Les riches ont encore bien plus de peine à trouver le Royaume de Dieu que ceux qui n'ont que certains engagements de com­plaisance dans le monde, car les prétextes d'obligation sont bien plus apparents et plus ordinaires. Pour moi j'estime un miracle, quand des personnes se sont dépouillées en vérité de l'affection des richesses dont elles jouissent, et que ç'a été l'amour de Dieu et les exercices de piété qui leur ont donné ces sentiments. J'ai dit ceux qui se sont dépouillés en vérité, parce qu'il y en a beaucoup qui pensent n'avoir aucune attache à leurs biens, parce qu'ils n'ont point d'occasion d'en perdre ou d'en dépenser extraordinairement, mais qui aux rencontres46 font paraître qu'ils en sont si fortement possédés qu'ils laissent perdre leur lumière et tous les sentiments qu'ils ont, et quittent leurs exercices pour s'en occuper et se laisser entraîner à ce torrent qui les submerge quelquefois dans de tels abîmes qu'ils ne savent plus où ils en sont.

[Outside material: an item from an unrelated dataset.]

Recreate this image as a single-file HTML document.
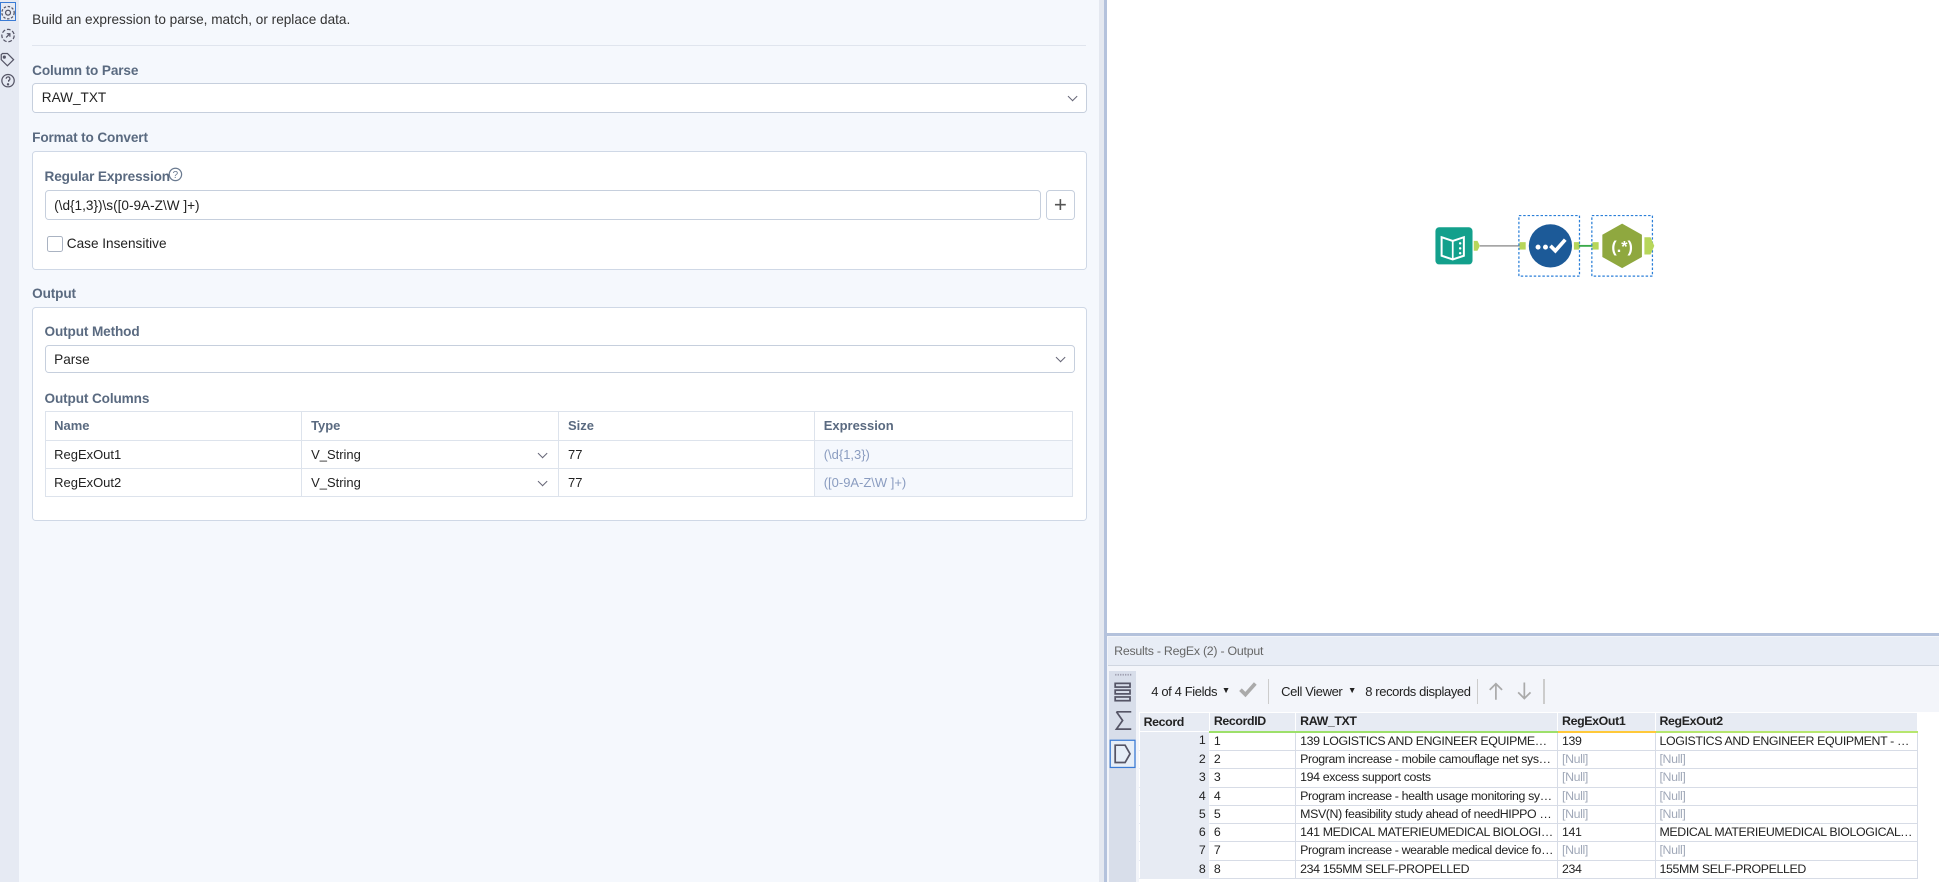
<!DOCTYPE html>
<html><head><meta charset="utf-8"><style>
html,body{margin:0;padding:0;width:1939px;height:881px;overflow:hidden;background:#f5f8fd}
#w{position:absolute;left:0;top:0;width:1568px;height:713px;zoom:1.2366;font-family:"Liberation Sans",sans-serif;color:#222}
.a{position:absolute}
.lbl{position:absolute;font-size:11px;font-weight:bold;color:#5a6a80;letter-spacing:-0.1px}
.box{position:absolute;background:#fff;border:1px solid #cfd8e6;border-radius:3px;box-sizing:border-box}
.inp{position:absolute;background:#fff;border:1px solid #c6cfdd;border-radius:3px;box-sizing:border-box;font-size:11px;padding:0 7px;display:flex;align-items:center}
.chev{position:absolute;right:8px;top:50%;width:5px;height:5px;border-right:1.1px solid #667;border-bottom:1.1px solid #667;transform:translateY(-70%) rotate(45deg)}
table{border-collapse:collapse}
.ot td{border:1px solid #dde3ec;height:22px;padding:0 7px;font-size:10.5px}
.ot tr:first-child td{font-weight:bold;color:#5a6a80;height:23px}
.rt{font-size:10px;letter-spacing:-0.3px;table-layout:fixed}
.rt td{border:1px solid #d7dce6;height:14px;padding:0 3px;white-space:nowrap;overflow:hidden;text-overflow:ellipsis;line-height:14px}
.rt td:first-child{background:#e7ebf3;text-align:right;border-color:#e7ebf3 #fff}
.rt tr.h td{background:#e7ebf3;font-weight:bold;border-color:#fff}
.nl{color:#a0a8b8}
.tb{font-size:10.5px;letter-spacing:-0.3px}
</style></head><body><div id="w">
<!-- left rail -->
<div class="a" style="left:0;top:0;width:15px;height:713px;background:#e6eaf3"></div>
<div class="a" style="left:0;top:2px;width:13px;height:15px;border:1px solid #3a7bd5;box-sizing:border-box"></div>
<svg class="a" style="left:0;top:3px" width="14" height="72" viewBox="0 0 14 72" fill="none" stroke="#556" stroke-width="1">
<circle cx="6.5" cy="7" r="2"/><circle cx="6.5" cy="7" r="5" stroke-dasharray="2 1.3"/>
<circle cx="6.5" cy="25.5" r="5" stroke-dasharray="3 1.5"/><path d="M5 27l3-3M5.5 24h2.5v2.5"/>
<path d="M1 41v4l5 5 5-5-5-5h-4z"/><circle cx="3.5" cy="43" r=".8" fill="#556"/>
<circle cx="6.5" cy="62" r="5"/><path d="M5 60.5a1.5 1.5 0 1 1 2 1.4v1"/><circle cx="6.5" cy="65" r=".5" fill="#556"/>
</svg>
<!-- left panel -->
<div class="a" style="left:15px;top:0;width:874px;height:713px;background:#f5f8fd"></div>
<div class="a" style="left:26px;top:10px;font-size:11px;color:#333">Build an expression to parse, match, or replace data.</div>
<div class="a" style="left:26px;top:36px;width:852px;height:1px;background:#e0e5ee"></div>
<div class="lbl" style="left:26px;top:51px">Column to Parse</div>
<div class="inp" style="left:26px;top:67px;width:853px;height:24px">RAW_TXT<span class="chev"></span></div>
<div class="lbl" style="left:26px;top:105px">Format to Convert</div>
<div class="box" style="left:26px;top:122px;width:853px;height:96px"></div>
<div class="lbl" style="left:36px;top:137px">Regular Expression</div>
<svg class="a" style="left:136px;top:135px" width="12" height="12"><circle cx="6" cy="6" r="5" fill="none" stroke="#6a7a90"/><text x="6" y="9" font-size="8" text-anchor="middle" fill="#6a7a90" font-family="Liberation Sans">?</text></svg>
<div class="inp" style="left:36px;top:154px;width:806px;height:24px">(\d{1,3})\s([0-9A-Z\W ]+)</div>
<div class="inp" style="left:846px;top:154px;width:23px;height:24px;padding:0;justify-content:center;font-size:18px;color:#555">+</div>
<div class="a" style="left:38px;top:191px;width:11px;height:11px;border:1px solid #aab3c2;background:#fff;border-radius:2px"></div>
<div class="a" style="left:54px;top:191px;font-size:11px">Case Insensitive</div>
<div class="lbl" style="left:26px;top:231px">Output</div>
<div class="box" style="left:26px;top:248px;width:853px;height:173px"></div>
<div class="lbl" style="left:36px;top:262px">Output Method</div>
<div class="inp" style="left:36px;top:279px;width:833px;height:23px">Parse<span class="chev"></span></div>
<div class="lbl" style="left:36px;top:316px">Output Columns</div>
<table class="ot a" style="left:36px;top:332px;width:832px">
<tr><td style="width:193px">Name</td><td style="width:193px">Type</td><td style="width:192px">Size</td><td>Expression</td></tr>
<tr><td>RegExOut1</td><td style="position:relative">V_String<span class="chev" style="right:10px"></span></td><td>77</td><td style="background:#f5f8fd;color:#8a9cc0">(\d{1,3})</td></tr>
<tr><td>RegExOut2</td><td style="position:relative">V_String<span class="chev" style="right:10px"></span></td><td>77</td><td style="background:#f5f8fd;color:#8a9cc0">([0-9A-Z\W ]+)</td></tr>
</table>
<!-- divider -->
<div class="a" style="left:889px;top:0;width:4px;height:713px;background:#e4e8f0"></div>
<div class="a" style="left:893px;top:0;width:2px;height:713px;background:#b4c2dc"></div>
<!-- canvas -->
<div class="a" style="left:895px;top:0;width:673px;height:512px;background:#fff"></div>
<svg class="a" style="left:1155px;top:170px" width="190" height="60" viewBox="0 0 190 60">
<rect x="6" y="14" width="30" height="30" rx="3" fill="#13a08c"/>
<path d="M11 22l9 3 9-3v15l-9 3-9-3z" fill="none" stroke="#fff" stroke-width="1.6"/><path d="M20 25v15" stroke="#fff" stroke-width="1.4"/><circle cx="26" cy="27" r="1" fill="#fff"/><circle cx="26" cy="31" r="1" fill="#fff"/><circle cx="26" cy="35" r="1" fill="#fff"/>
<path d="M37 25h3l2 4-2 4h-3z" fill="#b7d65a"/>
<line x1="42" y1="29" x2="75" y2="29" stroke="#999" stroke-width="1.2"/>
<rect x="73.5" y="4.5" width="49" height="49" fill="none" stroke="#2b7fd8" stroke-dasharray="2 1.5"/>
<path d="M74 26h5v6h-5z" fill="#b7d65a"/>
<circle cx="99" cy="29" r="17.5" fill="#1c5a98"/>
<circle cx="89" cy="30" r="2" fill="#fff"/><circle cx="95" cy="30" r="2" fill="#fff"/><path d="M99 29l4 4 8-9" fill="none" stroke="#fff" stroke-width="3"/>
<path d="M118 26h4l1 3-1 3h-4z" fill="#b7d65a"/>
<line x1="122" y1="29" x2="133" y2="29" stroke="#3aaa4a" stroke-width="1.5"/>
<rect x="132.5" y="4.5" width="49" height="49" fill="none" stroke="#2b7fd8" stroke-dasharray="2 1.5"/>
<path d="M133 26h5v6h-5z" fill="#b7d65a"/>
<path d="M157 11l16 9v18l-16 9-16-9v-18z" fill="#8fa83f"/>
<text x="157" y="34" font-size="13" font-weight="bold" fill="#fff" text-anchor="middle" font-family="Liberation Sans">(.*)</text>
<path d="M175 22h5l3 7-3 7h-5z" fill="#b7d65a"/>
</svg>
<!-- results -->
<div class="a" style="left:895px;top:512px;width:673px;height:2px;background:#b4c2dc"></div>
<div class="a" style="left:895px;top:514px;width:673px;height:199px;background:#f3f5fa"></div>
<div class="a" style="left:896px;top:515px;width:672px;height:23px;background:#e8edf6;border-bottom:1px solid #d0d6e0"></div>
<div class="a" style="left:901px;top:521px;font-size:10px;color:#666;letter-spacing:-0.2px">Results - RegEx (2) - Output</div>
<div class="a" style="left:897px;top:543px;width:22px;height:170px;background:#d8deea"></div>
<svg class="a" style="left:897px;top:543px" width="24" height="82" fill="none" stroke="#556" stroke-width="1.4">
<path d="M5 3h14" stroke="#99a" stroke-dasharray="1 1"/>
<rect x="5" y="10" width="12" height="3"/><rect x="5" y="15.5" width="12" height="3"/><rect x="5" y="21" width="12" height="3"/>
<path d="M6 33h12M6 33l5 7-5 7h12"/>
<rect x="1" y="56" width="20" height="22" fill="#e6eef8" stroke="#3a7bd5" stroke-width="1"/>
<path d="M5 60h8l4 7-4 7h-8z"/>
</svg>
<div class="a tb" style="left:931px;top:553px">4 of 4 Fields</div>
<div class="a" style="left:988px;top:554px;font-size:7px">▼</div>
<svg class="a" style="left:1001px;top:551px" width="16" height="14"><path d="M2 7l4 4 8-9" fill="none" stroke="#aaa" stroke-width="3"/></svg>
<div class="a" style="left:1025px;top:549px;width:1px;height:20px;background:#ccc"></div>
<div class="a tb" style="left:1036px;top:553px">Cell Viewer</div>
<div class="a" style="left:1090px;top:554px;font-size:7px">▼</div>
<div class="a tb" style="left:1104px;top:553px">8 records displayed</div>
<div class="a" style="left:1194px;top:549px;width:1px;height:20px;background:#ccc"></div>
<svg class="a" style="left:1202px;top:550px" width="40" height="18" fill="none" stroke="#aaa" stroke-width="1.4"><path d="M8 16V3M3 8l5-5 5 5M31 2v13M26 10l5 5 5-5"/></svg>
<div class="a" style="left:1248px;top:549px;width:1px;height:20px;background:#ccc"></div>
<div class="a" style="left:921px;top:576px;width:647px;height:137px;background:#fff"></div>
<table class="rt a" style="left:921px;top:576px;width:630px">
<tr class="h"><td style="width:50px;text-align:left">Record</td><td style="width:63px;border-bottom:2px solid #9de06a">RecordID</td><td style="width:205px;border-bottom:2px solid #9de06a">RAW_TXT</td><td style="width:72px;border-bottom:2px solid #ffc93a">RegExOut1</td><td style="border-bottom:2px solid #b6e66e">RegExOut2</td></tr>
<tr><td>1</td><td>1</td><td>139 LOGISTICS AND ENGINEER EQUIPMENT - SDD</td><td>139</td><td>LOGISTICS AND ENGINEER EQUIPMENT - SDD</td></tr>
<tr><td>2</td><td>2</td><td>Program increase - mobile camouflage net systems</td><td class="nl">[Null]</td><td class="nl">[Null]</td></tr>
<tr><td>3</td><td>3</td><td>194 excess support costs</td><td class="nl">[Null]</td><td class="nl">[Null]</td></tr>
<tr><td>4</td><td>4</td><td>Program increase - health usage monitoring systems</td><td class="nl">[Null]</td><td class="nl">[Null]</td></tr>
<tr><td>5</td><td>5</td><td>MSV(N) feasibility study ahead of needHIPPO POD</td><td class="nl">[Null]</td><td class="nl">[Null]</td></tr>
<tr><td>6</td><td>6</td><td>141 MEDICAL MATERIEUMEDICAL BIOLOGICAL DEFENSE</td><td>141</td><td>MEDICAL MATERIEUMEDICAL BIOLOGICAL DEFENSE EQUIP</td></tr>
<tr><td>7</td><td>7</td><td>Program increase - wearable medical device for TBI</td><td class="nl">[Null]</td><td class="nl">[Null]</td></tr>
<tr><td>8</td><td>8</td><td>234 155MM SELF-PROPELLED</td><td>234</td><td>155MM SELF-PROPELLED</td></tr>
</table>
</div></body></html>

Je ne veux pas conclure que pour cela il faille quitter la possession des richesses, et que pour vivre à Dieu il soit nécessaire de n'avoir rien. Mais comme les riches n'ont pas été avantagés par la Providence divine des biens qu'ils possèdent pour en ériger des trophées à leur vanité, ni pour fournir des délices à leur sensualité, ni pour établir en ce monde des maisons éternelles à leur postérité, et qu'ils ne sont que dispen­sateurs de la part de Dieu de ces biens qu'il leur a mis en main, ils doivent les dispenser et les gouverner tout de même que s'ils n'étaient point à eux, et les pos­séder comme des personnes qui les doivent quitter en certains temps et en rendre compte à Dieu. Ils doivent les dispenser libéralement aux nécessiteux, comme ne mettant rien du leur, et faisant en cela la volonté de celui auquel ils appartiennent ; car ce n'a pas bonne grâce de vouloir épargner le bien d'autrui contre son désir. Enfin ils doivent être aussi prêts à sup­porter leur perte qu'un homme doit être prêt à rendre un dépôt qu'on lui a donné en garde. Et quand Dieu permet qu'il arrive des pertes de biens, on n'a pas plus de sujet de se plaindre que cet homme de qui l'on reprend ce qu'on lui avait baillé. Dieu ne fait tort à personne en cela ; mais on lui fait un très grand tort de prendre pour soi et de s'attribuer ce qui est à lui. Il faut donc renoncer à l'affection des biens que l'on possède, si on veut être disciple de Jésus-Christ.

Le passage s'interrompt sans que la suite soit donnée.